Intolleranza, razzismo e violenza

Be’, se non altro abbiamo scoperto che cosa muove tanti disperati a rischiare la vita nel tragitto tra la Libia e Pantelleria: vengono perché qui la cucina è migliore. Ma a parte il fatto che il concetto di “tradizione italiana” in questo campo è meno facile da definire di quanto si possa pensare, visti gli scarsi rapporti che intercorrono tra la zuppa alla valpelllinentze e la tiella con le cozze, e che gli amici leghisti del buon Magdi Cristiano potrebbero muovere qualche obiezione alla pasta, che, oltre a essere tipicamente meridionale, ci è giunta dalla Cina, o al pomodoro, ortaggio di importazione sudamericana, o rendersi conto, chissà, che persino il riso, prima di acclimatarsi in Padania, proveniva, via la Sicilia, dal mondo arabo-persiano, a parte tutto questo, dico, non c’è una gran differenza tra la linea testé riassunta e quella, per intenderci, di Alemanno.

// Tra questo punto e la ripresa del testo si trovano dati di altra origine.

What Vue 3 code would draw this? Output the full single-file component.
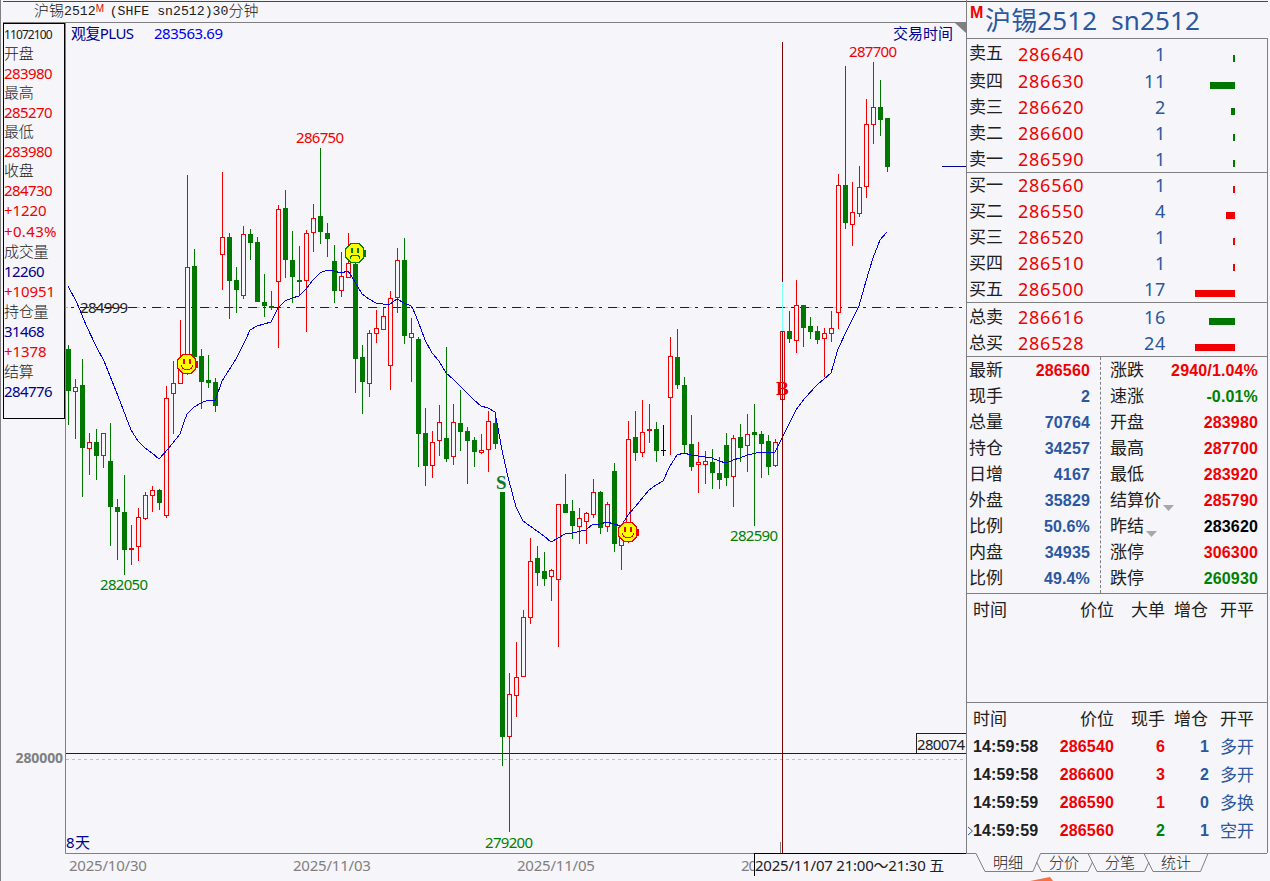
<template>
  <div class="ventana">
    <section class="grafico">
      <header class="titulo">
        <span class="cjk">沪锡</span><span>2512</span><sup>M</sup><span class="codigo">(SHFE sn2512)30</span><span class="cjk">分钟</span>
      </header>

      <div class="cuerpo">
        <aside class="lateral">
          <div class="datos">
            <p v-for="(d, i) in datos" :key="i" :class="d[1]" :style="{ height: d[2] + 'px' }">{{ d[0] }}</p>
          </div>
          <b class="escala">280000</b>
        </aside>

        <svg class="velas" width="901" height="831" viewBox="65 23 901 831">
          <path d="M65.5 23V853.5H966" class="marco" />
          <path d="M955 23H966V33Z" fill="#808080" />
          <path d="M66 759.5H966" stroke="#c0c0c0" stroke-dasharray="3 3" />
          <path d="M66 307.5H966" stroke="#c0c0c0" stroke-dasharray="12 3 3 6" stroke-dashoffset="10" />
          <path d="M66 307.5H966" stroke="#202020" stroke-dasharray="9 6 3 6" stroke-dashoffset="10" />
          <path d="M66 753.5H966" stroke="#202020" />
          <path d="M780.5 842V853" stroke="#808080" />

          <g v-for="v in velas" :key="v.x" :class="v.tipo" shape-rendering="crispEdges">
            <rect :x="v.x" :y="v.alto" width="1" :height="v.bajo - v.alto" />
            <rect v-if="v.tipo === 'negra'" :x="v.x - 2" :y="v.arriba" width="5" height="1" />
            <rect v-else-if="v.tipo === 'verde'" :x="v.x - 2" :y="v.arriba" width="5" :height="v.abajo - v.arriba" />
            <rect v-else class="hueco" :x="v.x - 1.5" :y="v.arriba + 0.5" width="4" :height="v.abajo - v.arriba - 1" />
          </g>

          <polyline :points="media" class="media" shape-rendering="crispEdges" />
          <path d="M782.5 42V853" stroke="#800000" />
          <path d="M782.5 282V331" stroke="#80ffff" />
          <path d="M942 166.5H966" stroke="#000090" />

          <g v-for="c in caras" :key="c.x" :transform="`translate(${c.x} ${c.y})`" :stroke="c.color" fill="none" shape-rendering="crispEdges">
            <path d="M-4-9.5H4L8.500-5V5L4 9.500H-4L-9.500 4V-4Z" fill="#ffff00" />
            <path d="M9.500-3V4" stroke-width="2" />
            <path d="M-3-5V0M3-5V0" stroke-width="2" />
            <path :d="c.triste ? 'M-4.500 6V4L-3 2.500H3L4.500 4V6' : 'M-5.500 1.500L-4.500 4L-2 5.500H2L4.500 4L5.500 1.500'" />
          </g>

          <text v-for="t in textos" :key="t.t" :x="t.x" :y="t.y" :fill="t.c" :textLength="t.w">{{ t.t }}</text>
          <text x="496" y="489" class="senal" fill="#107830">S</text>
          <text x="776" y="395" class="senal" fill="#e00000">B</text>
          <rect x="916.5" y="733.5" width="50" height="20" fill="#f5f5fa" stroke="#202020" />
          <text x="917" y="750" fill="#202020" textLength="48">280074</text>
        </svg>
      </div>

      <footer class="fechas">
        <span>2025/10/30</span><span>2025/11/03</span><span>2025/11/05</span><span>20</span>
        <div class="cursor">2025/11/07 21:00～21:30 五</div>
      </footer>
    </section>

    <section class="panel">
      <h1><sup>M</sup>沪锡2512&nbsp; sn2512</h1>

      <div class="marco-panel">
        <div v-for="(grupo, g) in libro" :key="g" class="grupo" :class="'g' + g">
          <div v-for="f in grupo" :key="f[0]" class="orden">
            <span class="et">{{ f[0] }}</span>
            <span class="pr">{{ f[1] }}</span>
            <span class="vol">{{ f[2] }}</span>
            <i :class="f[4]" :style="{ width: f[3] + 'px' }"></i>
          </div>
        </div>

        <div class="resumen">
          <div class="col">
            <div v-for="(r, i) in izquierda" :key="i" class="fila">
              <span>{{ r[0] }}</span><b :class="r[2]">{{ r[1] }}</b>
            </div>
          </div>
          <div class="col der">
            <div v-for="r in derecha" :key="r[0]" class="fila">
              <span>{{ r[0] }}<svg v-if="r[3]" width="12" height="6"><path d="M0 0H11L5.500 6Z" fill="#a8a8a8" /></svg></span>
              <b :class="r[2]">{{ r[1] }}</b>
            </div>
          </div>
        </div>

        <div class="grandes">
          <div class="trato cabeza"><span>时间</span><span>价位</span><span>大单</span><span>增仓</span><span>开平</span></div>
        </div>

        <div class="tratos">
          <div class="trato cabeza"><span>时间</span><span>价位</span><span>现手</span><span>增仓</span><span>开平</span></div>
          <div v-for="(t, i) in tratos" :key="i" class="trato dato">
            <b>{{ t[0] }}</b><b class="rojo">{{ t[1] }}</b><b :class="t[5]">{{ t[2] }}</b><b class="azul">{{ t[3] }}</b><span class="azul">{{ t[4] }}</span>
            <svg v-if="i === 3" class="marca" width="7" height="10"><path d="M1 1L5.500 5L1 9" fill="none" stroke="#2a5caa" /></svg>
          </div>
        </div>
      </div>

      <nav class="pestanas">
        <svg width="304" height="28" viewBox="966 853 304 28">
          <path d="M966 853.5H976L985 871.500H1033L1040.500 853.500H1267M1036.500 862L1041.500 871.500H1088L1092.500 862M1088 853.500L1097 871.500H1144.500L1149 862M1144 853.500L1153 871.500H1200.500L1208 853.500" fill="none" stroke="#808080" />
          <path d="M1030 881L1050 877L1053 881Z" fill="#f87040" />
        </svg>
        <div class="nombres">
          <span>明细</span><span>分价</span><span>分笔</span><span>统计</span>
        </div>
      </nav>
    </section>
  </div>
</template>

<script setup>
import { computed } from 'vue';

// texto, color, alto de la fila
const datos = [
  ['11072100', 'peq', 18], ['开盘', 'et', 19], ['283980', 'rojo', 20], ['最高', 'et', 19],
  ['285270', 'rojo', 20], ['最低', 'et', 19], ['283980', 'rojo', 20], ['收盘', 'et', 19],
  ['284730', 'rojo', 20], ['+1220', 'rojo signo', 21], ['+0.43%', 'rojo porc', 21], ['成交量', 'et', 19],
  ['12260', 'marino', 20], ['+10951', 'rojo signo', 21], ['持仓量', 'et', 19], ['31468', 'marino', 20],
  ['+1378', 'rojo signo', 21], ['结算', 'et', 19], ['284776', 'marino', 20],
];

// tipo, maximo, arriba, abajo, minimo
const series = `g 345 349 391 425|r 379 387 392 439|g 359 385 448 497|r 433 442 449 475|g 429 442 456 480|r 433 433 456 468
g 423 461 507 546|g 499 507 512 560|g 475 512 550 575|r 525 548 550 565|r 508 517 547 561|r 492 495 519 520
r 486 490 496 512|g 489 490 503 510|r 386 398 516 518|r 361 383 394 434|r 320 358 384 384|r 175 267 374 375
g 249 266 357 357|g 349 356 382 409|g 355 380 383 388|g 378 382 406 412|r 172 237 255 290|g 233 237 281 319
g 267 280 290 313|r 226 234 296 299|g 229 234 243 260|g 237 242 302 302|g 274 302 306 317|g 291 306 308 310
r 205 209 282 348|g 190 208 260 278|g 231 260 277 303|g 246 280 282 296|r 230 233 281 332|r 204 218 233 252
g 148 216 232 244|g 223 233 239 257|g 245 261 291 303|r 252 276 291 297|r 233 263 278 278|g 262 264 359 393
g 345 357 382 414|r 330 333 384 397|r 310 328 334 343|r 308 316 330 330|r 291 298 366 390|r 248 260 298 313
g 238 260 336 344|r 318 333 338 382|g 337 339 434 467|g 408 433 466 486|r 431 442 466 478|r 405 422 441 456
g 347 438 459 462|r 404 422 457 465|g 390 423 432 451|g 427 431 441 484|g 437 440 452 467|r 434 450 453 454
r 411 421 450 472|g 417 423 444 449|g 492 492 737 766|r 673 694 737 832|r 642 677 696 717|r 610 617 677 677
r 538 561 618 624|g 546 558 573 586|g 552 571 579 586|r 569 570 577 601|r 504 504 580 647|g 474 504 513 513
g 500 511 526 539|r 508 518 527 544|r 512 513 522 544|r 479 492 515 518|g 491 492 528 534|r 502 504 527 532
g 463 471 544 552|r 526 530 546 570|r 421 439 542 543|g 411 437 453 461|r 400 432 453 457|r 404 429 431 443
g 422 429 451 462|n 425 450 451 456|r 337 356 398 455|g 329 357 385 389|g 377 385 445 454|g 415 444 467 471
r 442 462 465 493|r 451 461 465 484|g 449 462 473 489|g 457 473 480 489|g 433 445 478 486|r 435 438 477 507
g 424 437 448 462|r 414 434 446 472|g 404 432 435 526|g 431 434 444 478|g 435 441 467 475|r 439 442 466 467
r 331 331 400 400|g 311 331 339 343|r 280 305 341 353|g 305 305 328 347|g 317 326 332 339|g 326 331 340 344
r 328 333 339 377|r 311 328 334 342|r 174 185 313 329|g 66 185 223 229|r 182 212 225 246|r 166 187 214 217
r 99 124 187 198|r 62 107 125 144|g 80 107 120 136|g 118 118 167 172`;

const tipos = { g: 'verde', r: 'roja', n: 'negra' };

const velas = computed(() => {
  return series.split(/[|\n]/).map((s, i) => {
    const [t, alto, arriba, abajo, bajo] = s.split(' ');
    return { x: 68 + i * 7, tipo: tipos[t], alto: +alto, arriba: +arriba, abajo: +abajo, bajo: +bajo };
  });
});

const media = '68,286 77,303 86,325 97,348 104,361 118,396 131,430 138,441 145,448 152,453 159,459 168,449 180,434 184,422 187,414 194,407 201,403 208,400 215,401 222,381 229,370 236,359 246,339 250,330 257,326 264,324 271,322 278,308 285,301 292,298 299,296 306,289 313,280 320,273 327,270 334,271 341,273 348,271 352,277 362,294 369,299 376,303 383,304 390,304 397,299 404,303 411,306 413,309 418,321 425,340 432,353 439,361 446,373 453,379 460,386 467,393 474,400 481,406 488,408 495,412 502,450 508,477 516,507 523,521 530,526 544,536 551,542 558,538 565,534 572,533 586,530 593,524 600,524 607,522 614,524 621,526 628,515 635,507 649,490 656,485 663,481 670,466 677,455 684,453 691,455 705,457 712,458 719,461 726,463 733,460 740,458 747,455 761,452 768,453 775,452 782,438 796,410 805,398 817,385 831,373 838,349 848,328 859,306 866,281 873,258 880,240 887,232';

const caras = [
  { x: 187, y: 364, color: '#f00000' },
  { x: 355, y: 253, color: '#008000', triste: true },
  { x: 628, y: 532, color: '#f00000' },
];

const textos = [
  { t: '观复PLUS', x: 71, y: 39, w: 63, c: '#000090' },
  { t: '283563.69', x: 154, y: 39, w: 69, c: '#0000f0' },
  { t: '交易时间', x: 893, y: 39, w: 60, c: '#000090' },
  { t: '287700', x: 849, y: 57, w: 48, c: '#f00000' },
  { t: '286750', x: 296, y: 143, w: 48, c: '#f00000' },
  { t: '284999', x: 80, y: 313, w: 48, c: '#202020' },
  { t: '282050', x: 100, y: 590, w: 48, c: '#008000' },
  { t: '282590', x: 730, y: 541, w: 48, c: '#008000' },
  { t: '279200', x: 485, y: 848, w: 48, c: '#008000' },
  { t: '8天', x: 66, y: 848, w: 24, c: '#000090' },
];

const libro = [
  [
    ['卖五', 286640, 1, 2, 'v'], ['卖四', 286630, 11, 25, 'v'], ['卖三', 286620, 2, 4, 'v'],
    ['卖二', 286600, 1, 2, 'v'], ['卖一', 286590, 1, 2, 'v'],
  ],
  [
    ['买一', 286560, 1, 2, 'r'], ['买二', 286550, 4, 9, 'r'], ['买三', 286520, 1, 2, 'r'],
    ['买四', 286510, 1, 2, 'r'], ['买五', 286500, 17, 40, 'r'],
  ],
  [['总卖', 286616, 16, 26, 'v'], ['总买', 286528, 24, 40, 'r']],
];

const izquierda = [
  ['最新', '286560', 'rojo'], ['现手', '2', 'azul'], ['总量', '70764', 'azul'],
  ['持仓', '34257', 'azul'], ['日增', '4167', 'azul'], ['外盘', '35829', 'azul'],
  ['比例', '50.6%', 'azul'], ['内盘', '34935', 'azul'], ['比例', '49.4%', 'azul'],
];

const derecha = [
  ['涨跌', '2940/1.04%', 'rojo'], ['速涨', '-0.01%', 'verdoso'], ['开盘', '283980', 'rojo'],
  ['最高', '287700', 'rojo'], ['最低', '283920', 'rojo'], ['结算价', '285790', 'rojo', true],
  ['昨结', '283620', 'negro', true], ['涨停', '306300', 'rojo'], ['跌停', '260930', 'verdoso'],
];

const tratos = [
  ['14:59:58', '286540', 6, 1, '多开', 'rojo'],
  ['14:59:58', '286600', 3, 2, '多开', 'rojo'],
  ['14:59:59', '286590', 1, 0, '多换', 'rojo'],
  ['14:59:59', '286560', 2, 1, '空开', 'verdoso'],
];
</script>

<style>
body {
  margin: 0;
  background: #f5f5fa;
  overflow: hidden;
}
</style>

<style scoped>
.ventana {
  display: grid;
  grid-template-columns: 966px 304px;
  width: 1270px;
  height: 881px;
  box-sizing: border-box;
  background: linear-gradient(#f00000, #f00000) 3px 1px / 1265px 1px no-repeat, #f5f5fa;
  box-shadow: inset 1px 0 #808080;
  color: #202020;
  font: 14px/1 "Noto Sans", "Noto Sans CJK SC", sans-serif;
}

.rojo { color: #f00000; }
.azul { color: #2a579f; }
.marino { color: #000090; }
.verdoso { color: #008000; }
.negro { color: #000; }

/* Zona del grafico */
.titulo {
  display: flex;
  align-items: center;
  height: 23px;
  box-sizing: border-box;
  margin-left: 3px;
  padding: 2px 0 0 31px;
  border-bottom: 1px solid #808080;
  font: 13.200px/1 "Liberation Mono", "Noto Sans CJK SC", monospace;
}

.titulo .cjk { font-size: 15px; font-weight: 300; padding-top: 1px; }

.titulo sup {
  width: 9px;
  margin: -6px 5px 0 0;
  color: #f00000;
  font: 10px/1 "Liberation Sans", sans-serif;
}

.cuerpo {
  display: flex;
  height: 831px;
}

.lateral {
  display: flex;
  flex-direction: column;
  width: 65px;
}

.datos {
  width: 62px;
  height: 396px;
  box-sizing: border-box;
  margin-left: 3px;
  padding-top: 2px;
  border: 1px solid #000;
  white-space: nowrap;
}

.datos p {
  display: flex;
  align-items: center;
  margin: 0;
  font-size: 15px;
  letter-spacing: -0.580px;
}

.datos .signo { letter-spacing: -0.100px; }
.datos .porc { letter-spacing: 0.350px; }
.datos .et { font-size: 15px; font-weight: 300; padding-bottom: 1px; box-sizing: border-box; letter-spacing: -0.3px; }
.datos .peq { font-size: 12px; letter-spacing: -0.9px; }

.escala {
  margin-top: 332px;
  padding-right: 2px;
  text-align: right;
  color: #808080;
  font-size: 14px;
  letter-spacing: -0.1px;
}

.velas { display: block; flex: none; }
.velas text { font-size: 15px; }
.velas .senal { font: bold 19px "Liberation Serif", serif; }
.marco { fill: none; stroke: #808080; }
.roja { fill: #f00000; }
.verde { fill: #007800; }
.negra { fill: #000; }
.hueco { fill: #f5f5fa; stroke: #f00000; }
.media { fill: none; stroke: #0000e0; }

.fechas {
  position: relative;
  display: flex;
  padding-left: 69px;
  color: #808080;
  height: 27px;
  font-size: 15px;
  line-height: 23px;
}

.fechas span { width: 224px; letter-spacing: -0.220px; }
.fechas span:nth-child(4) { width: 13px; overflow: hidden; letter-spacing: -1px; }

.cursor {
  position: absolute;
  left: 754px;
  top: -1px;
  width: 211px;
  height: 22px;
  border-top: 1px solid #000;
  border-left: 1px solid #000;
  background: #f5f5fa;
  color: #202020;
  line-height: 22px;
  white-space: nowrap;
  letter-spacing: -0.220px;
}

/* Panel de cotizaciones */
h1 {
  display: flex;
  height: 38px;
  box-sizing: border-box;
  margin: 0;
  padding: 1px 0 0 3px;
  border-left: 1px solid #808080;
  color: #2a579f;
  font-size: 26px;
  font-weight: 400;
  line-height: 38px;
  letter-spacing: 0.150px;
}

h1 sup {
  width: 15px;
  padding-top: 4px;
  color: #f00000;
  font: bold 16px/1 "Liberation Sans", sans-serif;
}

.marco-panel {
  width: 302px;
  height: 815px;
  box-sizing: border-box;
  border: 1px solid #808080;
  border-bottom: 0;
  font-size: 17px;
}

.grupo { box-shadow: inset 0 1px #808080; }
.g0 { height: 133px; padding-top: 0; box-shadow: none; }
.g0 .orden:first-child { height: 29px; }
.g1 { height: 130px; }
.g2 { height: 52px; padding-top: 2px; }

.orden {
  display: grid;
  grid-template-columns: 49px 77px 71px 69px;
  align-items: center;
  height: 26px;
  padding-left: 2px;
}

.orden .et { padding-bottom: 2px; }
.pr { color: #f00000; font-size: 18px; letter-spacing: 0.750px; }
.vol { color: #2a579f; font-size: 18px; text-align: right; letter-spacing: 0.700px; }
.orden i { justify-self: end; height: 7px; margin-top: 9px; }
.orden .v { background: #007800; }
.orden .r { background: #f00000; }

.resumen {
  display: flex;
  height: 236px;
  border-top: 1px solid #808080;
}

.col { width: 133px; padding-top: 1px; border-right: 1px dashed #808080; }
.der { width: 148px; padding-left: 9px; border: 0; }

.fila {
  display: flex;
  justify-content: space-between;
  align-items: center;
  height: 26px;
  padding: 0 10px 0 2px;
}

.der .fila { padding: 0; }
.fila span { padding-bottom: 3px; }
.fila svg { margin: 0 0 -5px 2px; }

b { font-weight: bold; }

.fila b, .trato b {
  font-family: "Liberation Sans", Arial, sans-serif;
  font-size: 16px;
  letter-spacing: 0.150px;
}

.fila b { padding-bottom: 1px; }

.grandes {
  height: 108px;
  border-top: 1px solid #808080;
}

.tratos {
  border-top: 1px solid #808080;
}

.trato {
  position: relative;
  display: grid;
  grid-template-columns: 70px 71px 51px 43px 46px;
  align-items: center;
  height: 28px;
  padding-left: 6px;
}

.trato > :nth-child(n + 2) { text-align: right; }
.dato > * { margin-top: -2px; }
.dato > span { margin-top: -3px; }
.trato.cabeza { height: 31px; }
.trato .marca { position: absolute; left: 0; top: 10px; }
.trato b:nth-child(4) { margin-right: -1px; }

.pestanas {
  display: grid;
  height: 28px;
}

.pestanas > * { grid-area: 1 / 1; }

.nombres {
  display: flex;
  gap: 26px;
  padding: 2px 0 0 27px;
  font-size: 15px;
  font-weight: 300;
}
</style>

Allam non invita ai raid, ci mancherebbe (non lo fa, d’altronde, neanche il sindaco di Roma), ma certamente rivendica una superiorità e non si rende conto – speriamo – che una volta affermata una superiorità in un settore qualsiasi, sia pure quello culinario, è difficile tenercela circoscritta e che è appunto dalla fede nella propria superiorità reale o presunta che nascono l’intolleranza, il razzismo e la violenza. La mamma marocchina di Bologna, quella che mescola i tortellini con il cous cous, non farà forse dell’alta cucina, ma di fronte a certe operazioni di bassa cucina giornalistica i suoi sforzi sembrano degni di un Escoffier.